Nesse contexto, antes mesmo de abrir o pacote estatístico é preciso compatibilizar as pesquisas. Isto é, torná-las comparáveis. Para isso, tomou-se os dados do CAGED apenas das seis regiões metropolitanas avaliadas na PME (Recife, Salvador, BH, Rio, SP e Porto Alegre). Na PME considerou-se a população ocupada em empresas privadas com carteira de trabalho. Ademais, foi tomada a variação da média móvel trimestral de ambas as séries para o período de maio de 2003 a abril de 2014, em um total de 132 observações. O gráfico acima ilustra o comportamento das séries. Para acessar o CAGED e a PME consulte as instruções no final do post.
Testes de Raiz Unitária e Estacionariedade
O próximo passo é importar os dados para algum programa estatístico (R, Gretl, Eviews...). Vou usar o Eviews nesse exercício e realizar os testes ADF, ADF GLS, PP e KPSS para determinar se as séries possuem raiz unitária ou se são estacionárias. Os resultados estão resumidos nas duas figuras que seguem.
Os resultados indicam que a série ADM_CAGED_MUN_PME é I(0) enquanto a série PO_PRIV_CARTEIRA pode ser I(1). Isso traz algumas considerações para verificar causalidade, que trato a seguir.

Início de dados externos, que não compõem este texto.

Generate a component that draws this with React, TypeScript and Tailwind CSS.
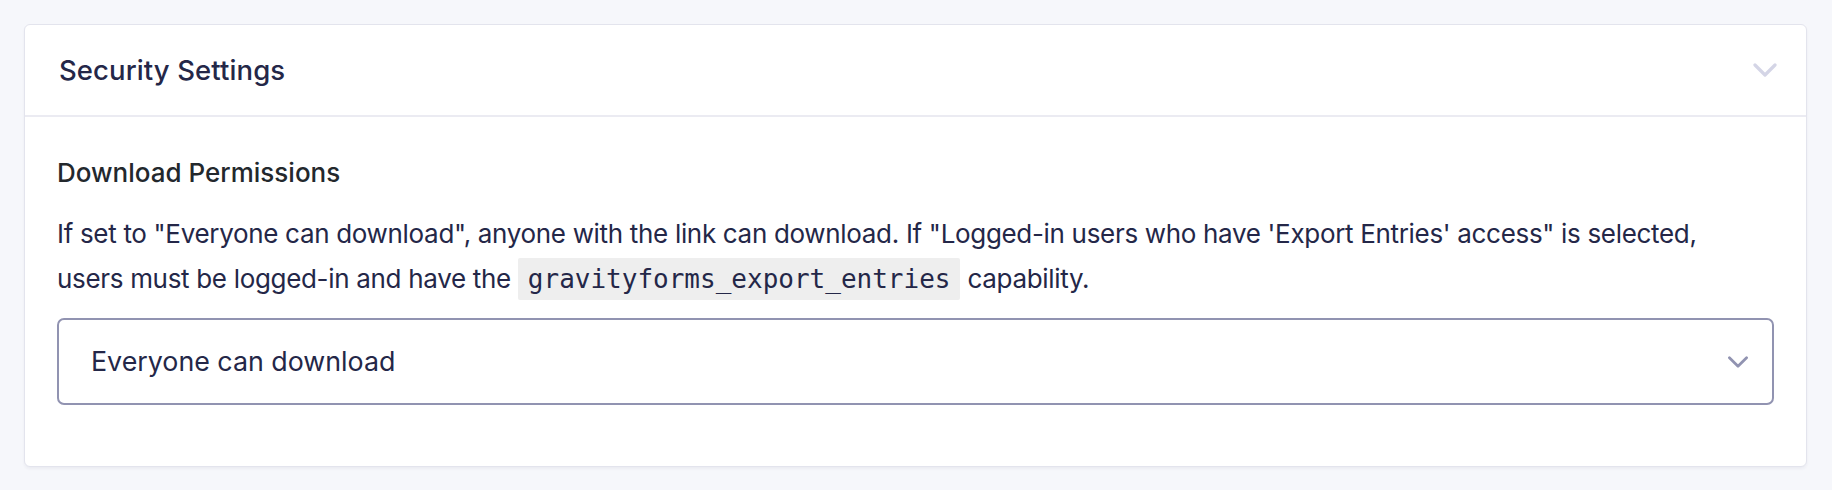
import React from "react";

function Chevron({ className }: { className?: string }) {
  return (
    <svg viewBox="0 0 24 14" className={className} fill="none">
      <polyline points="2,2 12,12 22,2" stroke="currentColor" strokeWidth="3.2" strokeLinecap="round" strokeLinejoin="round" />
    </svg>
  );
}

export default function App() {
  return (
    <div className="min-h-[490px] w-full bg-[#f6f7fb] pt-[24px] pl-[24px] pr-[25px] pb-[24px] font-['Inter','Liberation_Sans',sans-serif]">
      <div className="rounded-[6px] border border-[#e3e4ed] bg-white shadow-[0_2px_3px_rgba(40,40,80,0.05)]">
        <div className="flex h-[92px] items-center justify-between border-b-2 border-[#ebebf2] pl-[34px] pr-[29px]">
          <h2 className="text-[27.5px] font-medium leading-[32px] tracking-[0.1px] text-[#242748]">Security Settings</h2>
          <Chevron className="h-[14px] w-[24px] text-[#d4d5e6]" />
        </div>
        <div className="px-[32px] pt-[40px] pb-[61px]">
          <div className="text-[26px] font-medium leading-[32px] text-[#23282d]">Download Permissions</div>
          <p className="mt-[22px] text-[26px] leading-[45px] tracking-[-0.32px] text-[#242748]">
            If set to "Everyone can download", anyone with the link can download. If "Logged-in users who have 'Export
            Entries' access" is selected,
            <br />
            users must be logged-in and have the{" "}
            <code className="rounded-[2px] bg-[#eeeeee] px-[10px] py-[6px] font-['DejaVu_Sans_Mono','Liberation_Mono',monospace] text-[26px] tracking-normal">
              gravityforms_export_entries
            </code>{" "}
            capability.
          </p>
          <div className="mt-[16px] flex h-[87px] items-center justify-between rounded-[7px] border-2 border-[#9193b1] pl-[32px] pr-[23px]">
            <span className="text-[26.8px] text-[#242748]">Everyone can download</span>
            <Chevron className="h-[12px] w-[22px] text-[#9193b1]" />
          </div>
        </div>
      </div>
    </div>
  );
}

Teste de Causalidade de Granger
Na seção anterior chegamos à conclusão que a série PO_PRIVADA_CARTEIRA pode ser I(1) enquanto a série ADM_CAGED_MUN_PME era I(0). Desse modo, adotei duas estratégias. Em um primeiro exercício, não diferenciei as séries. Segui nessa abordagem o script de Toda and Yamamoto (1995), sugerido pelo professor Dave Giles em seu blog Econometrics Beat - sugiro que os mais interessados consultem aqui. Após os procedimentos rotineiros (ver nas observações o problema principal encontrado) para esse tipo de teste (ver os critérios de informação para determinar o número de defasagens da matriz, ver a autocorrelação dos resíduos, verificar se o modelo é "estável", a partir das raízes do polinômio...) e os ajustes sugeridos pelo paper, rodei o teste de granger. Os resultados para essa abordagem estão postos abaixo.

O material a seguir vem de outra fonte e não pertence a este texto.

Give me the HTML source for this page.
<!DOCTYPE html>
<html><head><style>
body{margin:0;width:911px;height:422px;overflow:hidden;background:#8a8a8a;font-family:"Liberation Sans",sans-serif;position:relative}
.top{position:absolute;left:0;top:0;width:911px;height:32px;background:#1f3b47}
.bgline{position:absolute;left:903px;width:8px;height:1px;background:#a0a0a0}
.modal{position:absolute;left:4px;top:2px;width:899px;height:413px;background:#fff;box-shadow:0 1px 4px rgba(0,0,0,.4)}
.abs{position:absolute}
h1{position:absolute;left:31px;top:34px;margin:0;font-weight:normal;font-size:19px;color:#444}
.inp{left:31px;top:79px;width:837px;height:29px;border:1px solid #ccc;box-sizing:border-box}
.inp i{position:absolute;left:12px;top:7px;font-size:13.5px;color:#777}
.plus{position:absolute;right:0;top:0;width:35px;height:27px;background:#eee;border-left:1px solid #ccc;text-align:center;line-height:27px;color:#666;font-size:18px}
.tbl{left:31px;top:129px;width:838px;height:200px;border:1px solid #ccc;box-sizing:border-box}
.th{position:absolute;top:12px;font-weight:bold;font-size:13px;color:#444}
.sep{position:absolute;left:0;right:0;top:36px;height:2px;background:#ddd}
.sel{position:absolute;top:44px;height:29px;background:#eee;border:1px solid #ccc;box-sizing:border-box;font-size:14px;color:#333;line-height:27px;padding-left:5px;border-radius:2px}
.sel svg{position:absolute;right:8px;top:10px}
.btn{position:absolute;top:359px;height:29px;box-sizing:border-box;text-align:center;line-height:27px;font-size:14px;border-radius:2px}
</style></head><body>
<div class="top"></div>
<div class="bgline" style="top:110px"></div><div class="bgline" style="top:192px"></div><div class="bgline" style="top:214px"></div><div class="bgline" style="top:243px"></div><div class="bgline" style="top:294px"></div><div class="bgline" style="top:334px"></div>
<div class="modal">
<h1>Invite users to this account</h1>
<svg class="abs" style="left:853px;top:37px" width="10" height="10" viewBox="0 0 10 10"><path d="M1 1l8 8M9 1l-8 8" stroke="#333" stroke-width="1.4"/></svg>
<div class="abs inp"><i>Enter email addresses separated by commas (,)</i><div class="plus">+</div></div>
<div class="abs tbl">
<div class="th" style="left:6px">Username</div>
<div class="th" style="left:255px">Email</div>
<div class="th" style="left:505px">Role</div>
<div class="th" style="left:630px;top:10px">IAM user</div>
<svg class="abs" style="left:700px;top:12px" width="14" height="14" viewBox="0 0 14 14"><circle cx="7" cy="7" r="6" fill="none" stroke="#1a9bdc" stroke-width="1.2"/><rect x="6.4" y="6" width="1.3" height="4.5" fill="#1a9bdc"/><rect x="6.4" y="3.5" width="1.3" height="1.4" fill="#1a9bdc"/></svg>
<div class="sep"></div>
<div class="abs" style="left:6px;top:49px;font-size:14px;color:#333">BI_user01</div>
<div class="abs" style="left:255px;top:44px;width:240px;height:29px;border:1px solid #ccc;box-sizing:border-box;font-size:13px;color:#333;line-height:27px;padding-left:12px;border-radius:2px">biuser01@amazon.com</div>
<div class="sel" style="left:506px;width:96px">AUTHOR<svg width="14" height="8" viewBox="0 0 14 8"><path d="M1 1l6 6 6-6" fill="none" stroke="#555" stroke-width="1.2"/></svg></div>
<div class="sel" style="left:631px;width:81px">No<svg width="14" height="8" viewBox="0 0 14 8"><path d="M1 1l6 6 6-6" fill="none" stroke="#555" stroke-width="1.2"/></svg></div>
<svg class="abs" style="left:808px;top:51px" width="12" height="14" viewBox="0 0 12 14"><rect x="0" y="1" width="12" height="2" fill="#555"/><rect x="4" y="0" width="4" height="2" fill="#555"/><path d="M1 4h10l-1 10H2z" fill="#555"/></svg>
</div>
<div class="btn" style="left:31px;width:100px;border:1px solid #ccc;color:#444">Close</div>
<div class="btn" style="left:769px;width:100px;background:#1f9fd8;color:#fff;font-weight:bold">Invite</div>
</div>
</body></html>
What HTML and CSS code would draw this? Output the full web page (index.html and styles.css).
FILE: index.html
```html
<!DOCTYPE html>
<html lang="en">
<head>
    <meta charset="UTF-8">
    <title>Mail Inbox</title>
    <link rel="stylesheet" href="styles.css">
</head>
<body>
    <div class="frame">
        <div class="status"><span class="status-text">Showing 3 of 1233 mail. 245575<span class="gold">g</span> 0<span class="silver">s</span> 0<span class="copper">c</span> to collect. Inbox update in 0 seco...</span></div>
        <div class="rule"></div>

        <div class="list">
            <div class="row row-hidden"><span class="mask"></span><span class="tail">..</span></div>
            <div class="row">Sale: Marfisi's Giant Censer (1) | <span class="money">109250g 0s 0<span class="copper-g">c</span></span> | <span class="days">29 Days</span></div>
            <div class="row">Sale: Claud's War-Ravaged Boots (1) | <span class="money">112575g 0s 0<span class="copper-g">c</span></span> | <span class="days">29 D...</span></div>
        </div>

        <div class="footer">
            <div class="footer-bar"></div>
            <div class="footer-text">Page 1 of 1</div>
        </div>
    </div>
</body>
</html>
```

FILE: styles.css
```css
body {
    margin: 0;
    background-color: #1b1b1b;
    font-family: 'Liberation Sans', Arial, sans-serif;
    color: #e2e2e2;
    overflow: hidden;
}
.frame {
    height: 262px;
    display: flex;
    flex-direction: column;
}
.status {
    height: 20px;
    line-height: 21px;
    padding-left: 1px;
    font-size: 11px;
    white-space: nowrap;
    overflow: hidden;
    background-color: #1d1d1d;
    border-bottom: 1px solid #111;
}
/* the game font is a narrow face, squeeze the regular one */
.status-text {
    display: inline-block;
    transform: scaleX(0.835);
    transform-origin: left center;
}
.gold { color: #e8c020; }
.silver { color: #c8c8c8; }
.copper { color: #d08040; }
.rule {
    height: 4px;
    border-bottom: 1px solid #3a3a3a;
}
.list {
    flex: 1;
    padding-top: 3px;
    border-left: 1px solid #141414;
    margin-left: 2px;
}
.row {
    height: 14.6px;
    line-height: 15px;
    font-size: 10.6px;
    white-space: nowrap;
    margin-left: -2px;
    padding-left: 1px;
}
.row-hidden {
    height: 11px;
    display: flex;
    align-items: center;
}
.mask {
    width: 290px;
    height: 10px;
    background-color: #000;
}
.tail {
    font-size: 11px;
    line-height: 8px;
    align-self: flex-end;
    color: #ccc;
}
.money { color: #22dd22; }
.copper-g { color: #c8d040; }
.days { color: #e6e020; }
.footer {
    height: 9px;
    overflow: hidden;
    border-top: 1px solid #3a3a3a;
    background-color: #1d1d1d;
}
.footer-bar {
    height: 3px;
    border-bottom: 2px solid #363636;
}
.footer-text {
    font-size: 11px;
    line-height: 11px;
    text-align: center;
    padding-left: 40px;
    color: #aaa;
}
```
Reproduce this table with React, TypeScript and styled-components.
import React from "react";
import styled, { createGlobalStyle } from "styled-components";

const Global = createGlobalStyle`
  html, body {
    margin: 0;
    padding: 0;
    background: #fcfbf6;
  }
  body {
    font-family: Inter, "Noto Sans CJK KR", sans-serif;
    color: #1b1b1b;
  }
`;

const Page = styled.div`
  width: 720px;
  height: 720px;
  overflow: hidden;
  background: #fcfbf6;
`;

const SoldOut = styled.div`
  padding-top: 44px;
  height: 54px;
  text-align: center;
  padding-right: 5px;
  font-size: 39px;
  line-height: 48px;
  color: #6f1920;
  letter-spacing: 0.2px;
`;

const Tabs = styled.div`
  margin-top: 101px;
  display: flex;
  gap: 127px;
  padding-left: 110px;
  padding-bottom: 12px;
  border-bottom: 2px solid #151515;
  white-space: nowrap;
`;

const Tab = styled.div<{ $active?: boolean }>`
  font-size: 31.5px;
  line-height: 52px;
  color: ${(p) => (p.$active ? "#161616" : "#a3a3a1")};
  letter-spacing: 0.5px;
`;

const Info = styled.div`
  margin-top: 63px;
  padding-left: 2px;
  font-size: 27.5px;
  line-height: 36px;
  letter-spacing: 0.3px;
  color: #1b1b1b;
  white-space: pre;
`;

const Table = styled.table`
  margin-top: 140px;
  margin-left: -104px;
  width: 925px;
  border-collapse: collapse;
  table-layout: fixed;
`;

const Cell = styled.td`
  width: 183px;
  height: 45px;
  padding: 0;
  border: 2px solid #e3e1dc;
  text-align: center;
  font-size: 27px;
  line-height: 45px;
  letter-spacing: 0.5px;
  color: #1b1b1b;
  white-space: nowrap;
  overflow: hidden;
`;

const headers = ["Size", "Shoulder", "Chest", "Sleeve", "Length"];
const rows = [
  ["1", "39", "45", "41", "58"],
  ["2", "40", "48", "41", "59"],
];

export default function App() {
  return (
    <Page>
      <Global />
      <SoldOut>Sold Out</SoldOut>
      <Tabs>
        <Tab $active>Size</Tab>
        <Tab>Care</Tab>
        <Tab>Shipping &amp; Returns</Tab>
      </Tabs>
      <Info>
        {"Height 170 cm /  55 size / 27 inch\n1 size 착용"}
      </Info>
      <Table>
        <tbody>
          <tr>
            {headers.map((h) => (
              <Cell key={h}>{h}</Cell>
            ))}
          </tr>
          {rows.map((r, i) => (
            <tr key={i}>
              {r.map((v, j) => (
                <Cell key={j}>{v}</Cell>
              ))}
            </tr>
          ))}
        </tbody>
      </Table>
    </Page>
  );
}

A hipótese nula do teste de granger é que os coeficientes das observações defasadas de X não são estatisticamente significativos para explicar a variação de Y. Logo, rejeitar a hipótese nula implica que as variações passadas de X ajudam a explicar a variação contemporânea de Y. Na figura acima é possível verificar na parte de cima que não é possível rejeitar a hipótese nula quando a variável dependente é ADM_CAGED_MUN_PME. Já na parte de baixo, quando a variável dependente é a PO_PRIVADO_CARTEIRA a hipótese nula do teste de granger é rejeitada. O teste sugere, desse modo, que os resultados do CAGED precedem os resultados da PME.

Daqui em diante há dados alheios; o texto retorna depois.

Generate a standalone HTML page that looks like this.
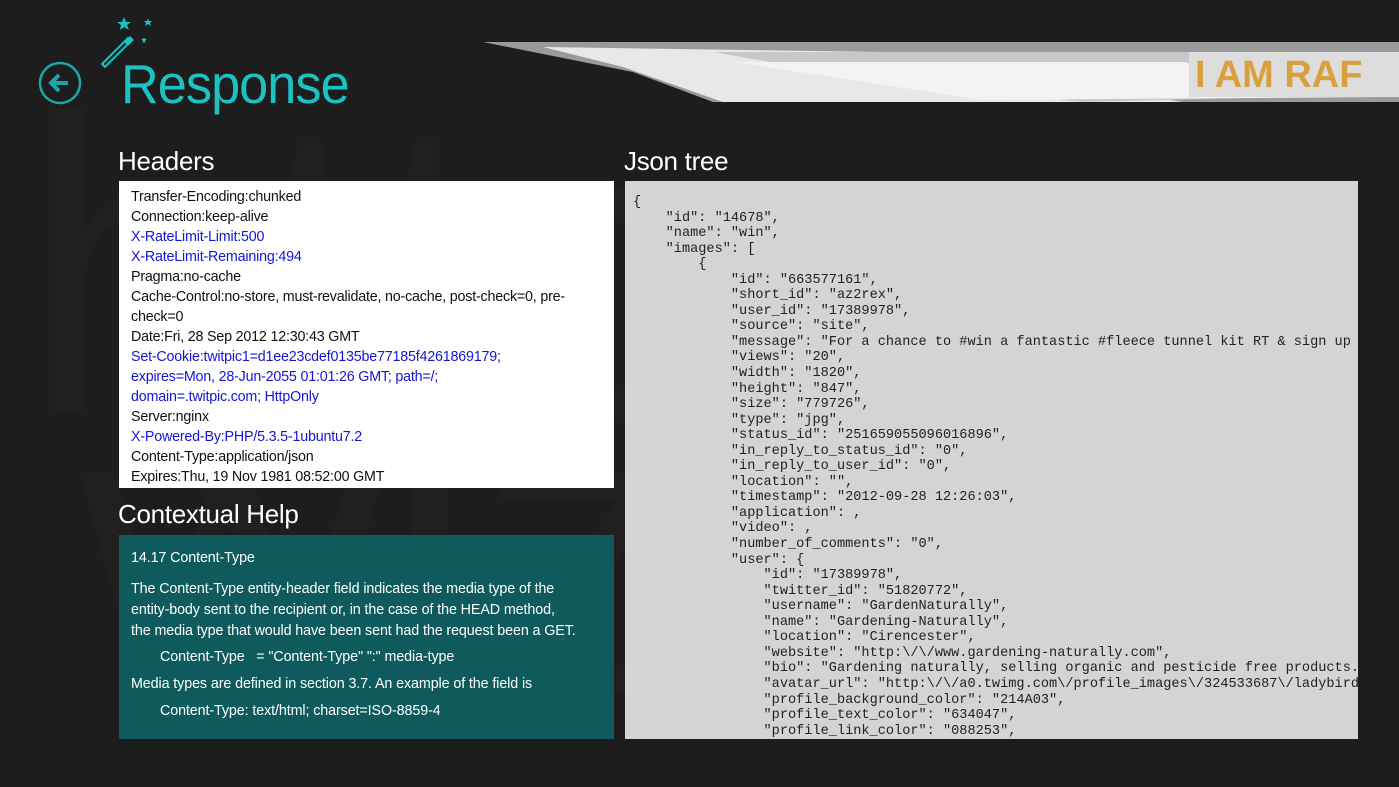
<!DOCTYPE html>
<html><head><meta charset="utf-8"><style>
body{margin:0;width:1399px;height:787px;background:#1d1d1d;overflow:hidden;position:relative;font-family:"Liberation Sans",sans-serif}
.a{position:absolute}
.bg{color:#221f1f;font-size:420px;line-height:1;font-weight:300}
h1{position:absolute;left:121px;top:52px;margin:0;font-weight:normal;font-size:55px;color:#1cc2c2;letter-spacing:-1px;transform:scaleX(0.95);transform-origin:left}
.h2{position:absolute;color:#fff;font-size:26px;letter-spacing:-0.3px}
#hdr{left:119px;top:181px;width:495px;height:307px;background:#fff;overflow:hidden;font-size:14.3px;line-height:20px;color:#111;letter-spacing:-0.2px}
#hdr div{padding:6px 12px}
.b{color:#1515d8}
#help{left:119px;top:535px;width:495px;height:204px;background:#0e5a5d;color:#fff;font-size:14.3px;line-height:22px;letter-spacing:-0.1px}
#json{left:625px;top:181px;width:733px;height:558px;background:#d4d4d4;overflow:hidden}
#json pre{margin:0;padding:14px 0 0 8px;font-family:"Liberation Mono",monospace;font-size:13.6px;line-height:15.55px;color:#222;white-space:pre}
</style></head><body>
<div class="a bg" style="left:20px;top:60px">http</div>
<div class="a bg" style="left:80px;top:340px">wiz</div>
<svg class="a" style="left:38px;top:61px" width="46" height="46"><circle cx="22" cy="22" r="20" fill="none" stroke="#1aa7a7" stroke-width="2.5"/><path d="M30 22H14M21 14l-8 8 8 8" fill="none" stroke="#1aa7a7" stroke-width="4"/></svg>
<svg class="a" style="left:98px;top:14px" width="60" height="54"><path d="M4 50L30 24l3 3L7 53z" fill="none" stroke="#1cc2c2" stroke-width="2"/><path d="M26 28l6-6 4 4-6 6z" fill="#1cc2c2"/><path d="M26 3l2 5 5 0-4 3 2 5-5-3-4 3 1-5-4-3 5 0z" fill="#1cc2c2"/><path d="M50 4l1 3 3 0-2 2 1 3-3-2-3 2 1-3-2-2 3 0z" fill="#1cc2c2"/><path d="M46 23l1 2 2 0-2 2 1 2-2-1-2 1 1-2-2-2 2 0z" fill="#1cc2c2"/></svg>
<h1>Response</h1>
<svg class="a" style="left:483px;top:42px" width="916" height="60"><polygon points="0,0 916,0 916,60 230,60 150,30 0,0" fill="#9a9a9a"/><polygon points="60,5 400,10 700,60 240,60 140,25" fill="#e8e8e8"/><polygon points="230,10 916,10 916,52 600,60 400,40" fill="#c8c8c8"/><polygon points="250,20 700,20 900,55 500,58" fill="#f3f3f3"/><rect x="706" y="10" width="210" height="45" fill="#ddd"/><text x="712" y="45" font-size="38" font-weight="bold" fill="#d9a040" font-family="Liberation Sans">I AM RAF</text></svg>
<div class="h2" style="left:118px;top:146px">Headers</div>
<div class="h2" style="left:624px;top:146px">Json tree</div>
<div class="h2" style="left:118px;top:499px">Contextual Help</div>
<div id="hdr" class="a"><div>Transfer-Encoding:chunked<br>Connection:keep-alive<br><span class="b">X-RateLimit-Limit:500<br>X-RateLimit-Remaining:494</span><br>Pragma:no-cache<br>Cache-Control:no-store, must-revalidate, no-cache, post-check=0, pre-<br>check=0<br>Date:Fri, 28 Sep 2012 12:30:43 GMT<br><span class="b">Set-Cookie:twitpic1=d1ee23cdef0135be77185f4261869179;<br>expires=Mon, 28-Jun-2055 01:01:26 GMT; path=/;<br>domain=.twitpic.com; HttpOnly</span><br>Server:nginx<br><span class="b">X-Powered-By:PHP/5.3.5-1ubuntu7.2</span><br>Content-Type:application/json<br>Expires:Thu, 19 Nov 1981 08:52:00 GMT</div></div>
<div id="help" class="a"><div style="padding:12px 12px">
<div>14.17 Content-Type</div>
<div style="margin-top:10px;line-height:21px">The Content-Type entity-header field indicates the media type of the<br>entity-body sent to the recipient or, in the case of the HEAD method,<br>the media type that would have been sent had the request been a GET.</div>
<div style="margin-top:4px;padding-left:29px">Content-Type&nbsp;&nbsp;&nbsp;= "Content-Type" ":" media-type</div>
<div style="margin-top:5px">Media types are defined in section 3.7. An example of the field is</div>
<div style="margin-top:5px;padding-left:29px">Content-Type: text/html; charset=ISO-8859-4</div>
</div></div>
<div id="json" class="a"><pre>{
    "id": "14678",
    "name": "win",
    "images": [
        {
            "id": "663577161",
            "short_id": "az2rex",
            "user_id": "17389978",
            "source": "site",
            "message": "For a chance to #win a fantastic #fleece tunnel kit RT &amp; sign up to our newsletter",
            "views": "20",
            "width": "1820",
            "height": "847",
            "size": "779726",
            "type": "jpg",
            "status_id": "251659055096016896",
            "in_reply_to_status_id": "0",
            "in_reply_to_user_id": "0",
            "location": "",
            "timestamp": "2012-09-28 12:26:03",
            "application": ,
            "video": ,
            "number_of_comments": "0",
            "user": {
                "id": "17389978",
                "twitter_id": "51820772",
                "username": "GardenNaturally",
                "name": "Gardening-Naturally",
                "location": "Cirencester",
                "website": "http:\/\/www.gardening-naturally.com",
                "bio": "Gardening naturally, selling organic and pesticide free products.",
                "avatar_url": "http:\/\/a0.twimg.com\/profile_images\/324533687\/ladybird.jpg",
                "profile_background_color": "214A03",
                "profile_text_color": "634047",
                "profile_link_color": "088253",
</pre></div>
</body></html>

Em um segundo exercício, criei o VAR com as séries diferenciadas. Após fazer os mesmos procedimentos rotineiros, rodei o teste de granger. Os resultados corroboraram com a evidência acima, como mostra a figura seguinte.
Conclusões
A baixa taxa de desemprego tem implicações importantes para a conjuntura econômica, seja em termos de crescimento ou de inflação. Como mostrei aqui, por exemplo, desemprego e inflação de serviços (a parte do IPCA que tem ficado sistematicamente em 9% no acumulado em 12 meses), cointegram, logo se o desemprego está baixo, a inflação de serviços deve continuar elevada. Em termos de crescimento, baixo desemprego exige que a taxa de investimento e/ou a produtividade da economia aumentem, dado que aumentar o produto não é possível com o mero aumento de ocupação do fator trabalho. Desse modo, melhor compreender as relações que existem entre as pesquisas disponíveis é um passo importante para os interessados em conjuntura econômica.
(*) Observações:
(1) PME (www.sidra.ibge.gov.br)
(2) CAGED (http://bi.mte.gov.br/bgcaged, usuário: basico, senha=12345678)
(3) Minha planilha: Dados
(4) Meu arquivo Eviews: CagedPME
(5) O principal problema com os modelos estimados está nos resíduos, que apresentam autocorrelação serial. Esse problema persiste mesmo aumentando o intervalo de defasagem.
(6) Agradeço a meu amigo Sávio Cescon por ter me enviado esse estudo do Bradesco e os dados do CAGED desagregado tempos atrás, momento a partir do qual passei a me interessar cada vez mais pelos nuances do mercado de trabalho brasileiro.